▶ [EXERCISE AIM]: Gather all lines in the data that hold the string "index".

— start STORED RECORDS —

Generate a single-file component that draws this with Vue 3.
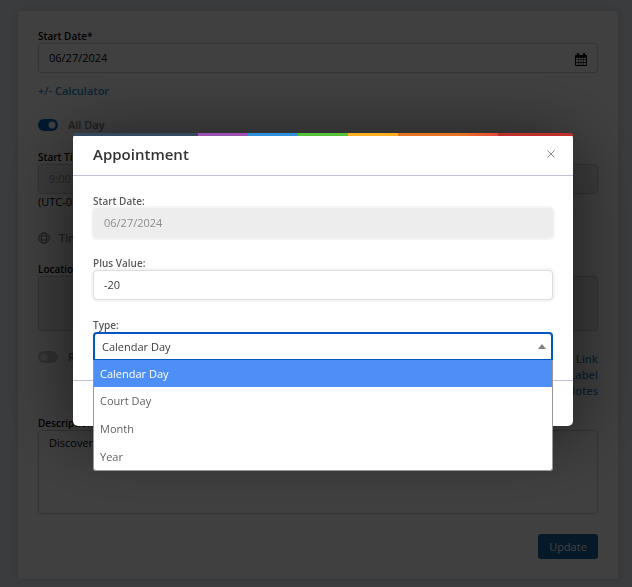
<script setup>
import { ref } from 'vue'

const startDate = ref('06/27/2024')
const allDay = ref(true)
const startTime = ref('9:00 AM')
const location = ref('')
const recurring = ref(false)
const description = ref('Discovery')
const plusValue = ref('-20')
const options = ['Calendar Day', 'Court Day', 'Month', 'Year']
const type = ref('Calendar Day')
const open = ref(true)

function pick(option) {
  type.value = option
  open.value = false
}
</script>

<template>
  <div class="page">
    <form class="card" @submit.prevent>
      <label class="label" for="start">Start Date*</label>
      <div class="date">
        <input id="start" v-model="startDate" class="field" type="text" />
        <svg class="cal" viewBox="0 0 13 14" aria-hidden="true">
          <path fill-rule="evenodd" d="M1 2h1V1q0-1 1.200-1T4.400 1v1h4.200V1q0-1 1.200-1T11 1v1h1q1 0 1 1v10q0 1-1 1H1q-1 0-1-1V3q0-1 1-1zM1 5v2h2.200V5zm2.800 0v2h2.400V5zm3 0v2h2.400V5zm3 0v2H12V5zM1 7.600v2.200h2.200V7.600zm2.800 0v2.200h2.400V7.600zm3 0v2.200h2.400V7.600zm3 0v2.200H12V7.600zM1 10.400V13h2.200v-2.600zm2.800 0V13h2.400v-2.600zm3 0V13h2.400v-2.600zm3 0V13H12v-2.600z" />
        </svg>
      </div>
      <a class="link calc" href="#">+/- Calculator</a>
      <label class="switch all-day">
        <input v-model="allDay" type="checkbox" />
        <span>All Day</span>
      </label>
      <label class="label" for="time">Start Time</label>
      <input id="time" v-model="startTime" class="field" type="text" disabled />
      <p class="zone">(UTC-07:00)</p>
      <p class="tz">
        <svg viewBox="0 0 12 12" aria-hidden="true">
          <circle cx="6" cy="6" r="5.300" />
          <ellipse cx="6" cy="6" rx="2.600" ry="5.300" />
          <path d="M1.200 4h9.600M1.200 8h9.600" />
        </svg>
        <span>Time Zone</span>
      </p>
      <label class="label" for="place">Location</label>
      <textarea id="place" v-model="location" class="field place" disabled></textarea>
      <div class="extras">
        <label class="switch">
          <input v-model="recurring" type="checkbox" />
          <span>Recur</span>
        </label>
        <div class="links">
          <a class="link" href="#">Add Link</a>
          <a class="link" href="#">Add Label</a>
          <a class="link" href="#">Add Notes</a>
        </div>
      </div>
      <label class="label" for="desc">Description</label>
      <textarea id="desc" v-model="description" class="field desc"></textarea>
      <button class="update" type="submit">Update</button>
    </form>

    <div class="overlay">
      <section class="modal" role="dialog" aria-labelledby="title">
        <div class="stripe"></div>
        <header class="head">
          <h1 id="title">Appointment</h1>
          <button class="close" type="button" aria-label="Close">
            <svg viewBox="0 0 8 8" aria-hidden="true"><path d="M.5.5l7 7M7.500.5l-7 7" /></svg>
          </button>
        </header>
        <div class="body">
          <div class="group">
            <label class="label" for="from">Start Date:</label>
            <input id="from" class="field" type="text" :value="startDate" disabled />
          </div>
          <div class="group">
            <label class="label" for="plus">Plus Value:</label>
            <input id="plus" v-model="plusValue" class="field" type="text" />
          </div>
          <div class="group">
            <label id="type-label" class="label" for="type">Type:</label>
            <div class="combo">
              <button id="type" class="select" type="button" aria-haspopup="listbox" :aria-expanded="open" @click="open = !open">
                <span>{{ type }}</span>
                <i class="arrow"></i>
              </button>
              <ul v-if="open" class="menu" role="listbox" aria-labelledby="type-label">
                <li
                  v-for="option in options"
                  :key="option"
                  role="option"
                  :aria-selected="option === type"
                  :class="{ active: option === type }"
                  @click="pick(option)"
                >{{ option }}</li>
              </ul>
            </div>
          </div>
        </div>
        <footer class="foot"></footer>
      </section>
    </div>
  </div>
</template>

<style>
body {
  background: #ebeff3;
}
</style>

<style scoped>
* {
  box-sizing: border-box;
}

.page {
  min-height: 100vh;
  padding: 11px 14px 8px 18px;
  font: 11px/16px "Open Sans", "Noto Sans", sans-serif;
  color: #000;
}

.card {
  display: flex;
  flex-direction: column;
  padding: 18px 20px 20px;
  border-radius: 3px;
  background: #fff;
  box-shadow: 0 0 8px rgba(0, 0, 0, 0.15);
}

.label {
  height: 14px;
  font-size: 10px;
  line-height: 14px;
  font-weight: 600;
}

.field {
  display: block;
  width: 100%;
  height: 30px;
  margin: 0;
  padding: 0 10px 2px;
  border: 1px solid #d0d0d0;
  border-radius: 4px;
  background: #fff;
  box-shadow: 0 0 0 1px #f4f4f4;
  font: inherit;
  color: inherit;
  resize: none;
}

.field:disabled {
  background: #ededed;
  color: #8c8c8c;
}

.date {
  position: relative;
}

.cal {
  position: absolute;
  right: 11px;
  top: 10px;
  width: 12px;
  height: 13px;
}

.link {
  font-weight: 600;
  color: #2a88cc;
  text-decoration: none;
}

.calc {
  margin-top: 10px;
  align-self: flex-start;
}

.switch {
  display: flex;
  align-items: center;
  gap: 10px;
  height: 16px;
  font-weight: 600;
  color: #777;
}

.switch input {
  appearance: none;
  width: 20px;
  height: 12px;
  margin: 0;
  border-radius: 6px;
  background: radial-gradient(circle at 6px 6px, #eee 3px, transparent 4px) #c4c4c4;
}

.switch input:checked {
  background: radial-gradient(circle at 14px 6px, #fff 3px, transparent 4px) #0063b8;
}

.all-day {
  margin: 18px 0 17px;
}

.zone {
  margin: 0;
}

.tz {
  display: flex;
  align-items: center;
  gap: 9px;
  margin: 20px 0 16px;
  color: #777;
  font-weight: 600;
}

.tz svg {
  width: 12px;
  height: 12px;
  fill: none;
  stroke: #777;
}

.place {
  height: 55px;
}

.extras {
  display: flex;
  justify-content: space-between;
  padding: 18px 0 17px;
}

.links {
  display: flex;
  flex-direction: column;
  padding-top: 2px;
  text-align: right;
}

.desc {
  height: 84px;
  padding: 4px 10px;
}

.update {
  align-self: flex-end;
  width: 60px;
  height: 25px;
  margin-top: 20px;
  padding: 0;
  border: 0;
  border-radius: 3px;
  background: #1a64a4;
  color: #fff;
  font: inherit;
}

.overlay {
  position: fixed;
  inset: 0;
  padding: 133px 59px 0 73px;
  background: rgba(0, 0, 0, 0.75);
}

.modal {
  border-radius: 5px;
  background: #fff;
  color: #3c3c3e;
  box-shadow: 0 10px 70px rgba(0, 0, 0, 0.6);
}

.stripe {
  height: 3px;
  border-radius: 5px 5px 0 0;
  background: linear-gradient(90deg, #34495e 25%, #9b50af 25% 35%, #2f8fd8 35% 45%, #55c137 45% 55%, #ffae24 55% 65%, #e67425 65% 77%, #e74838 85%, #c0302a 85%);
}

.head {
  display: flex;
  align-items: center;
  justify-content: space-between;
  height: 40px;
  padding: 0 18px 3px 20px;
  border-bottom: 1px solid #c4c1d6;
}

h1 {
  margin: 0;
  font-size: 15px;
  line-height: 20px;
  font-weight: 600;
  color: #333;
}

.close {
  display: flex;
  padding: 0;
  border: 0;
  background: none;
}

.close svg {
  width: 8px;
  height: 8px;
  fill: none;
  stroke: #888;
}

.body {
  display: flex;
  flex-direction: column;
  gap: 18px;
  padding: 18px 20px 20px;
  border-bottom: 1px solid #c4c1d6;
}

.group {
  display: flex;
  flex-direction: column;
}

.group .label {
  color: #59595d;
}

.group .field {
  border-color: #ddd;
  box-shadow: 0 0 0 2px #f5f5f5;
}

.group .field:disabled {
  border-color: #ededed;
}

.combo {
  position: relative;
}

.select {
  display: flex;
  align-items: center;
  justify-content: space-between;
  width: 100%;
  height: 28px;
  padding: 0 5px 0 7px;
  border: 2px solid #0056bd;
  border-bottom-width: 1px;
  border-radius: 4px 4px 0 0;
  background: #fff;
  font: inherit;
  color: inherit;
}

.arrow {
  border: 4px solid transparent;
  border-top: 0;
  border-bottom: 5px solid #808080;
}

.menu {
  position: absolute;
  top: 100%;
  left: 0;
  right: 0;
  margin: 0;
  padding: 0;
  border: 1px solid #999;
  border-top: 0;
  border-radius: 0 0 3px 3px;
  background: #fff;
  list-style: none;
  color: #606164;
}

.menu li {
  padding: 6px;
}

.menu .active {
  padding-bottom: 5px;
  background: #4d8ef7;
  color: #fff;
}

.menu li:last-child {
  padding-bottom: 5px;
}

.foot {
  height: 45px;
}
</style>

— end STORED RECORDS —
— start STORED RECORDS —

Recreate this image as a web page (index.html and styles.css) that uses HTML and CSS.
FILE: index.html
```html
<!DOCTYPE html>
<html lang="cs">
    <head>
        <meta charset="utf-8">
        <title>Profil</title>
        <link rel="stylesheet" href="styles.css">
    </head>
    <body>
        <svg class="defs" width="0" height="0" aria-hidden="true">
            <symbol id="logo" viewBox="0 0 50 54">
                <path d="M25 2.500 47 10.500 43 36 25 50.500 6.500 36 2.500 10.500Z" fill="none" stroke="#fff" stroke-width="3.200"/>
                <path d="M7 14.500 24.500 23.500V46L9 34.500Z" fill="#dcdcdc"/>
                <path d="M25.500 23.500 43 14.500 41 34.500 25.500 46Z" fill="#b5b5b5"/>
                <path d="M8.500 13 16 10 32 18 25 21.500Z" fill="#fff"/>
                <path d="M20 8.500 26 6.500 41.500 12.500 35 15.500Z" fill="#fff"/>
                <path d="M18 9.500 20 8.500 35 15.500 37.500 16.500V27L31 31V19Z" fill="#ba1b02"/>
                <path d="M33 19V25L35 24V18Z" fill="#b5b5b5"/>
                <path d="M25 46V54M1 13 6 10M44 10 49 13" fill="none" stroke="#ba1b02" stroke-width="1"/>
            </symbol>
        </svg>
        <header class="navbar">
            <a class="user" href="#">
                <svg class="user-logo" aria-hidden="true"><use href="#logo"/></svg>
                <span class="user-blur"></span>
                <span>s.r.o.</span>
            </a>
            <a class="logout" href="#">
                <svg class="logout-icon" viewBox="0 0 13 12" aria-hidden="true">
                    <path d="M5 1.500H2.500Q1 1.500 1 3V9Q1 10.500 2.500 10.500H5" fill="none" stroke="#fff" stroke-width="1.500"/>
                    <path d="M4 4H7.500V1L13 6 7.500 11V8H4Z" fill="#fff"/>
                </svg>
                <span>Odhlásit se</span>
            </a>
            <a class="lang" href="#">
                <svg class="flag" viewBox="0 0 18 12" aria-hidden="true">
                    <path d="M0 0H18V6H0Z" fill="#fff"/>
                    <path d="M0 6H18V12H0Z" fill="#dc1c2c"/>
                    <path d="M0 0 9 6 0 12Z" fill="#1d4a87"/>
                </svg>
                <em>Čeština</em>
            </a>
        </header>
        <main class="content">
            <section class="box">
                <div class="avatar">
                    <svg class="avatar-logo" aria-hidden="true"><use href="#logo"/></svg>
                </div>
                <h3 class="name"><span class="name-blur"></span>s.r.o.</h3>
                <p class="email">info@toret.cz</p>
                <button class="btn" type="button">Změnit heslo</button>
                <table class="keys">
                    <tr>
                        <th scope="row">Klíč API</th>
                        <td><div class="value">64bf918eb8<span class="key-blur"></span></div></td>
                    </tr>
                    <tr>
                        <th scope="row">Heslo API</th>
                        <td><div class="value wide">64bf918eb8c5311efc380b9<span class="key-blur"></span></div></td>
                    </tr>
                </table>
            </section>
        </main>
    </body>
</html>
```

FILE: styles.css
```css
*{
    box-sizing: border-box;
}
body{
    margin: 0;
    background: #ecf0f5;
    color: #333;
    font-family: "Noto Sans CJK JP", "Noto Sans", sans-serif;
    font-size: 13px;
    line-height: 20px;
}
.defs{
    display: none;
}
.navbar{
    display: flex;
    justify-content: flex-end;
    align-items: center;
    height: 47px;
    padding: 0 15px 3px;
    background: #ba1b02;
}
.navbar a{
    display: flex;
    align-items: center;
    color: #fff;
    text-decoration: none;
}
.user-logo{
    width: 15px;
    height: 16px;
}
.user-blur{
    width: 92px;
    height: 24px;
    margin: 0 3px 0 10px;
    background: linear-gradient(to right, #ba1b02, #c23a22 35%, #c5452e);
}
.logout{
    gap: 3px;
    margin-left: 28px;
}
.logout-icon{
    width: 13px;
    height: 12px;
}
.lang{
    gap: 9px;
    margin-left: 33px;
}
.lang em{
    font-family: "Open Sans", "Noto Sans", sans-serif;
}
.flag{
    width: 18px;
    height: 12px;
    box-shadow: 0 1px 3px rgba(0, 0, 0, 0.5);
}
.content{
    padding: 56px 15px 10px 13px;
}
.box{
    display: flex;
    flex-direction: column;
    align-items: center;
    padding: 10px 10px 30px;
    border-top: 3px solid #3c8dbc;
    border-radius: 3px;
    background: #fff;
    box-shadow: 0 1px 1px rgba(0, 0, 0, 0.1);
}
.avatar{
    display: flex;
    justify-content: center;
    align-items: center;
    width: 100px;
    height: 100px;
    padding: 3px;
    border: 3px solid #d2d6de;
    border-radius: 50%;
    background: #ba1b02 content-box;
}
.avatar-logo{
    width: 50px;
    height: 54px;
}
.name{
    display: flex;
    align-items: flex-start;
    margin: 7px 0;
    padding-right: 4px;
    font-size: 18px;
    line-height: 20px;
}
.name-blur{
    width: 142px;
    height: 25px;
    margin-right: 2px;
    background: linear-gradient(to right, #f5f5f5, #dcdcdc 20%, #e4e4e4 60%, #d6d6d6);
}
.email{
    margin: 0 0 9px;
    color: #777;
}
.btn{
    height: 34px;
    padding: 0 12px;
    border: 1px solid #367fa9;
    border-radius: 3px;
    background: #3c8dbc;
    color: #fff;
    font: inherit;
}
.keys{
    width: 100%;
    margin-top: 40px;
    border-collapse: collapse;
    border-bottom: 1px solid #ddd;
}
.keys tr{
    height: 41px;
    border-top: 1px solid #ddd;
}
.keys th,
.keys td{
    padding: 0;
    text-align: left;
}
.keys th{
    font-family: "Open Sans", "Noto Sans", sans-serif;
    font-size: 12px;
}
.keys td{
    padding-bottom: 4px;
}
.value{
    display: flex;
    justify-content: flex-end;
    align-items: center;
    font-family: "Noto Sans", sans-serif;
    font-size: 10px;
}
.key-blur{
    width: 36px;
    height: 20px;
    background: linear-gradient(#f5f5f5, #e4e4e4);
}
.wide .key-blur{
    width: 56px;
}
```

— end STORED RECORDS —

▶ [OUTPUT OF THE EXERCISE]:
Recreate this image as a web page (index.html and styles.css) that uses HTML and CSS.
FILE: index.html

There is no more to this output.